Eat Your Own Cooking

It’s late on a Friday. You finish a long piece of writing. You drop it into the tool you built and watch it render into a video. Scene three loads with the wrong music. You feel the wince before you think the thought.

That wince is the gold.

Recently I ran a Trends.vc report through Multi.

The wince is the bug report writing itself.

  • The button that sits a thumb’s width too low
  • The step that drags for thirty seconds
  • The output that’s almost useful

Eating your own cooking makes empathy automatic. The product breaks while you use it and you fix it before you close the laptop. You’re the customer and the founder.

The hedge: your workload will map imperfectly onto every customer’s.
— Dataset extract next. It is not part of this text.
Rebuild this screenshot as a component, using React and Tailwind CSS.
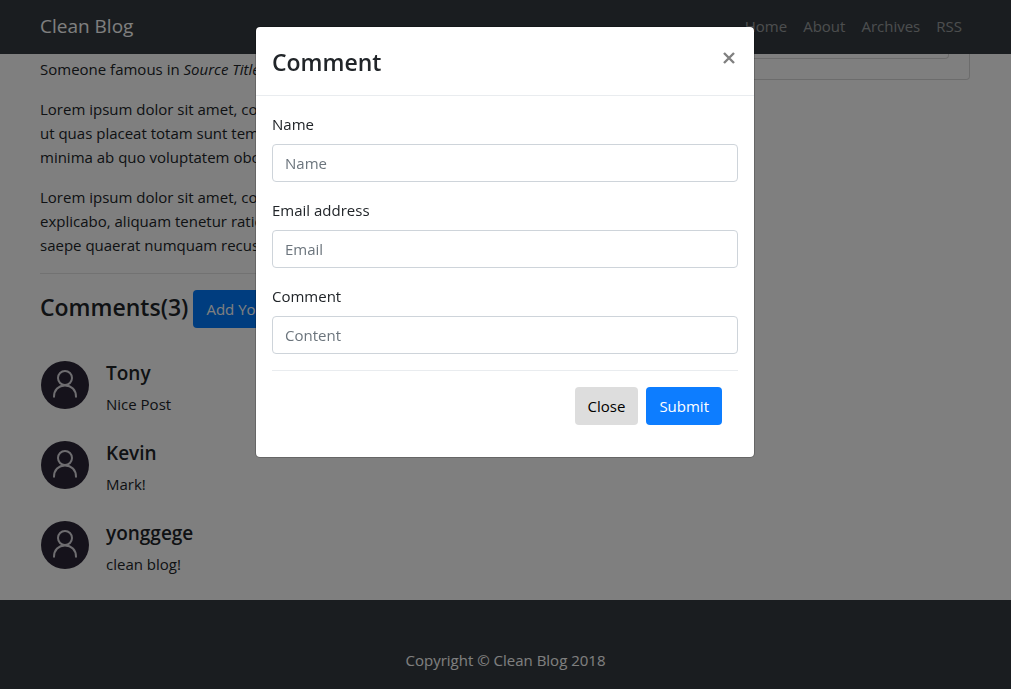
import React from "react";

const comments = [
  { name: "Tony", text: "Nice Post" },
  { name: "Kevin", text: "Mark!" },
  { name: "yonggege", text: "clean blog!" },
];

const fields = [
  { id: "name", label: "Name", placeholder: "Name", type: "text" },
  { id: "email", label: "Email address", placeholder: "Email", type: "email" },
  { id: "content", label: "Comment", placeholder: "Content", type: "text" },
];

function Avatar() {
  return (
    <svg viewBox="0 0 50 50" className="size-[50px] shrink-0" fill="none" aria-hidden="true">
      <circle cx="25" cy="25" r="24" fill="#2a2436" />
      <g stroke="#dcdae0" strokeWidth="2" strokeLinecap="round">
        <circle cx="25" cy="18" r="7" />
        <path d="M14 36.700C14 30 18.600 25.400 25 25.400s11 4.600 11 11.300" />
      </g>
    </svg>
  );
}

function Navbar() {
  return (
    <header className="bg-[#343a40]">
      <div className="mx-auto flex h-[54px] w-full max-w-[961px] items-center justify-between pr-4 pb-0.5 pl-[15px]">
        <a href="#" className="text-[19px] leading-7 text-white">Clean Blog</a>
        <nav className="flex gap-4 pr-2 text-white/50">
          <a href="#">Home</a>
          <a href="#">About</a>
          <a href="#">Archives</a>
          <a href="#">RSS</a>
        </nav>
      </div>
    </header>
  );
}

function CommentDialog() {
  return (
    <div className="fixed inset-0 z-10 bg-black/50 pt-[26px] pr-[17px] pl-4">
      <div
        role="dialog"
        aria-labelledby="dialog-title"
        className="mx-auto max-w-[500px] rounded-[5px] border border-black/20 bg-white bg-clip-padding"
      >
        <div className="flex items-start justify-between border-b border-[#e9ecef] px-4 pt-[17px] pb-[15px]">
          <h2 id="dialog-title" className="text-[23px] leading-9 font-semibold">Comment</h2>
          <button type="button" aria-label="Close dialog" className="flex h-7 w-[18px] items-center justify-center text-[#808080]">
            <svg viewBox="0 0 12 12" className="size-3" stroke="currentColor" strokeWidth="2.4" aria-hidden="true">
              <path d="M1 1l10 10M11 1L1 11" />
            </svg>
          </button>
        </div>
        <form className="p-4">
          {fields.map((f) => (
            <div key={f.id} className="mb-4">
              <label htmlFor={f.id} className="mb-2 block">{f.label}</label>
              <input
                id={f.id}
                type={f.type}
                placeholder={f.placeholder}
                className="block h-[38px] w-full rounded border border-[#ced4da] bg-white px-3 placeholder:text-[#6c757d]"
              />
            </div>
          ))}
          <div className="flex justify-end gap-2 border-t border-[#e9ecef] p-4">
            <button type="button" className="h-[38px] rounded bg-[#dddddd] px-[13px] text-black">Close</button>
            <button type="submit" className="h-[38px] rounded bg-[#0d7dff] px-[13px] text-white">Submit</button>
          </div>
        </form>
      </div>
    </div>
  );
}

export default function App() {
  return (
    <div className="flex min-h-screen flex-col bg-white font-['Open_Sans',sans-serif] text-[15px] leading-6 text-[#212529]">
      <Navbar />
      <main className="mx-auto flex w-full max-w-[961px] items-start gap-[30px] pr-4 pb-[30px] pl-[15px]">
        <div className="min-w-0 flex-[2] pt-[3px]">
          <p className="mb-4">
            Someone famous in <cite>Source Title</cite>
          </p>
          <p className="mb-4 sm:whitespace-nowrap">
            Lorem ipsum dolor sit amet, consectetur adipisicing elit. Error, nostrum, aliquid, animi,
            <br />
            ut quas placeat totam sunt tempora commodi nihil ullam alias modi dicta saepe
            <br />
            minima ab quo voluptatem obcaecati?
          </p>
          <p className="mb-4 sm:whitespace-nowrap">
            Lorem ipsum dolor sit amet, consectetur adipisicing elit. Harum, dolor quis. Sunt, ut,
            <br />
            explicabo, aliquam tenetur ratione tempore quidem voluptates cupiditate voluptas
            <br />
            saepe quaerat numquam recusandae? Qui, necessitatibus, est!
          </p>
          <section className="border-t border-black/10 pt-4">
            <div className="mb-8 flex gap-[5px]">
              <h2 className="text-[23px] leading-[34px] font-semibold">Comments(3)</h2>
              <button type="button" className="h-[38px] rounded bg-[#007bff] px-[13px] text-white">
                Add Your Comment
              </button>
            </div>
            <ul className="flex flex-col gap-[30px]">
              {comments.map((c) => (
                <li key={c.name} className="flex h-[50px] gap-4">
                  <Avatar />
                  <div>
                    <h3 className="mb-[6px] text-[19px] leading-[26px] font-semibold">{c.name}</h3>
                    <p>{c.text}</p>
                  </div>
                </li>
              ))}
            </ul>
          </section>
        </div>
        <aside className="flex-1 rounded-b border border-t-0 border-black/15 px-5 pb-5">
          <div className="h-[5px] rounded-b border border-t-0 border-black/15" />
        </aside>
      </main>
      <footer className="grow bg-[#343a40] pt-12 text-center text-white">
        <p>Copyright © Clean Blog 2018</p>
      </footer>
      <CommentDialog />
    </div>
  );
}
The solo founder publishing daily reports through Multi hits different edges than the marketing team running a weekly campaign. But your workload is a real load. It beats the hypothetical one you’d otherwise have to imagine into existence.

Compare it to the alternative. A ticket lands in someone’s inbox. A stranger describes a frustration in words. The PM files it, prioritizes it against other tickets, schedules the fix for next sprint. The friction reaches them secondhand. Words on a screen, written by someone who already moved on.

When you are the user, the diagnosis and the decision sit in the same head. You feel the pain, you write the fix. The roadmap fills in from the friction you feel.

📡

What daily problem could you solve with a tool you’d ship and refine yourself?